5.4. Parallel optimizers¶

This tutorial will show

how to run multiple optimizers in parallel,
how to control optimizers for better resource management, and
how to run different algorithms (Nelder-Mead, CMAES) in the same optimization

In a realistic, high-dimensional, reparameterization scenario (like ReaxFF) you will commonly need to run multiple optimizations to find a production quality force field. There are many reasons for this:

You may want to start from several different parameter values.
Even when starting from the same parameters, optimizers will rarely find the same minimum.
You may want to run multiple optimizers to test the robustness of the minima you find, and compare how their losses and parameter values differ.
The loss function is numerically difficult to optimize, so optimizers often get stuck at high loss values or are unable to find a good minimum.

In this example we will continue with the Getting Started: Lennard-Jones tutorial. It is simple, but we can demonstrate some optimizer misbehaviour and convergence to different minima if we setup the problem in a slightly more challenging way for the optimizers.

Before starting this tutorial, make sure you:

go through the Getting Started: Lennard-Jones tutorial, and
make a copy of the example directory $AMSHOME/scripting/scm/params/examples/LJ_Ar_multiopt.

5.4.1. Using multiple optimizers¶

GUI

Open the files:

Open the ParAMS GUI: SCM → ParAMS

File → Open the job_collection.yaml file in the example directory LJ_Ar_multiopt

This will automatically load all the input files.

The settings are as follows:

Click on  to open the input panel
Set Starting points generator to Random.
Set Max loss function calls to 2500.
Set Max optimizers converged to 5.
Set Number of parallel optimizers to 5.

Starting points generator Random makes the optimizers start with random parameter, some very far from the minimum. This makes the optimization much more challenging.

The optimization will exit if

5 optimizers have converged, or
the optimizers have used a total of 2500 function evaluations.

5 optimizers will be run in parallel.

Click on the  button next to Optimizers.
Set the Type to Scipy.
Set Algorithm to Nelder-Mead.

Run the optimization.

File → Run
When prompted to save, click Yes
Save the job as multiopt1.params

This will open AMSjobs. Switch back to the ParAMS GUI and click on the Graphs tab. After a short while you should start seeing your results come in.

Input File

The key to change the maximum number of optimizers run at the same time is within the ParallelLevels block:

ParallelLevels
    Optimizations 5
End

We have also changed the starting positions of the optimizers. The default is to start all optimizers from the initial parameter values in the parameter_interface.yaml file. We have made the optimizers start in random positions in parameter space, this will make the optimization much more challenging.

Generator
    Type Random
End

We have selected the Scipy Nelder-Mead optimizer as before, but we have changed the exit conditions to exit if:

5 optimizers have converged, or
the optimizers have used a total of 2500 function evaluations.

Optimizer
    Type Scipy
    Scipy
        Algorithm Nelder-Mead
    End
End

ExitCondition
    Type MaxTotalFunctionCalls
    MaxTotalFunctionCalls 2500
End

ExitCondition
    Type MaxOptimizersConverged
    MaxOptimizersConverged 5
End

The params.in file included in the example files contains the input configuration for this optimization.

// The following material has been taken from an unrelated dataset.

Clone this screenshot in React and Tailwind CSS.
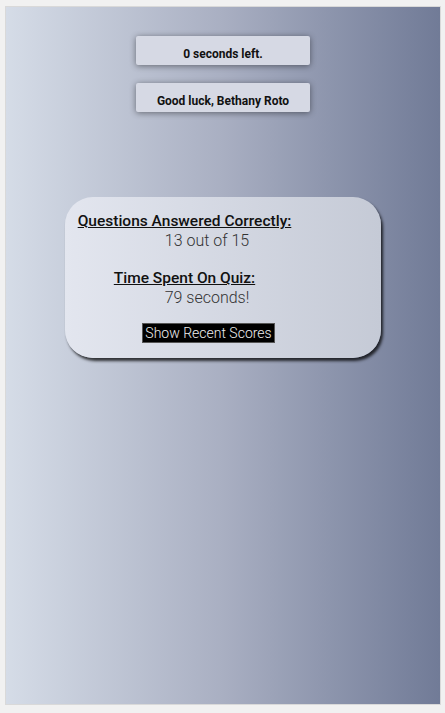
export default function App() {
  return (
    <div className="min-h-[713px] bg-[#f1f1f1] pt-[6px] pl-[5px]" style={{ fontFamily: "Roboto, 'Liberation Sans', sans-serif" }}>
      <div className="w-[436px] h-[699px] border border-[#d9d9d9] bg-gradient-to-r from-[#d5dce7] via-[#a9afc2] to-[#717b97] flex flex-col items-center">
        <div className="mt-[29px] w-[174px] h-[29px] rounded-[2px] bg-[#d6d9e4] shadow-[0_1px_6px_rgba(0,0,0,0.45)] pt-[11px] text-center text-[12px] leading-[14px] font-bold text-[#111]">
          0 seconds left.
        </div>
        <div className="mt-[18px] w-[174px] h-[29px] rounded-[2px] bg-[#d6d9e4] shadow-[0_1px_6px_rgba(0,0,0,0.45)] pt-[11px] text-center text-[12px] leading-[14px] font-bold text-[#111]">
          Good luck, Bethany Roto
        </div>
        <div className="mt-[85px] w-[316px] h-[161px] rounded-[28px] bg-gradient-to-r from-[#e3e6ef] to-[#c5cad6] shadow-[2px_3px_3px_rgba(0,0,0,0.75)] pt-[15px] text-[16px] leading-[19px]">
          <div className="w-[239px] text-center font-medium underline text-[15.5px] text-[#111]">Questions Answered Correctly:</div>
          <div className="w-[284px] text-center font-light text-[#333]">13 out of 15</div>
          <div className="mt-[19px] w-[239px] text-center font-medium underline text-[15.5px] text-[#111]">Time Spent On Quiz:</div>
          <div className="w-[284px] text-center font-light text-[#333]">79 seconds!</div>
          <div className="mt-[16px] w-[287px] flex justify-center">
            <div className="h-[20px] w-[133px] bg-black border border-[#555] text-[#eee] font-light text-[14px] leading-[18px] text-center">
              Show Recent Scores
            </div>
          </div>
        </div>
      </div>
    </div>
  );
}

Run the optimization from the command-line:

"$AMSBIN/params"

Note

The number of parallel optimizers is the maximum number of optimizers that can be running at any time. It should be determined by your system resources. It is not necessarily the total number of optimizers that will be run. For that, see Add a spawning limit.

Towards the end of the output/logfile, you can see why the optimization finished:

[15.07|09:40:49] Exit conditions met:
                     MaxTotalFunctionCalls(fmax=2500) = False |
                     MaxOptimizersConverged(nconv=5) = True

Below is an example run we performed.

../../_images/LJ_Ar_multiopt_1.png — Fig. 5.3 Example development of multiple optimizers with random starts.¶

Your optimizers will behave a little differently, but hopefully you will see similar behavior.

Optimizer 2 started in a bad location and was barely able to improve on its starting value.
Optimizer 3 improved significantly on its starting value, but actually converged to the wrong minimum.
Optimizers 1, 4 and 5 all eventually found the correct minimum.
Optimizer 6, which started after optimizer 3 converged, started in quite a good value but was hardly able to improve on it, despite being far from the minimum.
Optimizers 7 and 8 were started very late and were not given time to develop before the exit condition of 5 converged optimizers was met and the optimization exited.

This simple example illustrates the importance of running multiple optimizations. There is no guarantee that a single optimizer (even if it looks like it has improved on its starting value) has actually found a good minimum. When more parameters are optimized this problem becomes even more pronounced.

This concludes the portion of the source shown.